Apart from its rather dodgy nineteen-fifties sexual politics, I Am Legend is a surprisingly good book, that handles grief and isolation with painful clarity. I recommend it. I can’t say the same for Dracula.

What Next?

I’ve got two weeks’ holiday from work, although I will have to do some work early next week, as I didn’t get everything finished yesterday. Nevertheless, I’ve been stocking up on reading for the forthnight’s rest. I’ve bought the three book series by Cixin Liu, The Three Body Problem, that has garnered wide praise. I started the first novel this morning, and it is looking very promising. As backup, I’ve also got the first three books in a historical thriller series by S J Parris, the Giordano Bruno books. Set in Elizabethan London, they’re marketed at fans of C J Samson’s wonderful Shardlake series of mysteries.  Shardlake is a lawyer in Henry VIII’s London, and one of my favourite characters; a wise, honest investigator of mysteries who is marked as an outsider by his physical deformity and his moderation in a time of religious and political intolerance. Samson is a careful and beautiful writer whose craft transcends his genre, but he is not prolific, and both Amanda and I lament the gaps between his publications.

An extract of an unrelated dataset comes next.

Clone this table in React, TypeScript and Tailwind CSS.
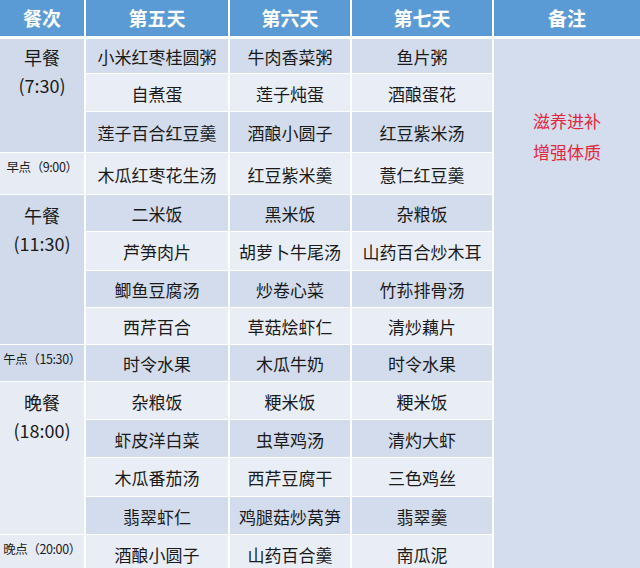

I am wary about reading what, I assume, will be a lesser example of the genre, but will give it a try. I loathe Henry VIII, and am not much more positive about Elizabeth, but the cultural darkness of her father’s reign gave way to the flowering of English culture in hers, and so I have some hopes that, even if Parris is a lesser writer, her novels are set in a more fruitful period, and will provide something to enjoy.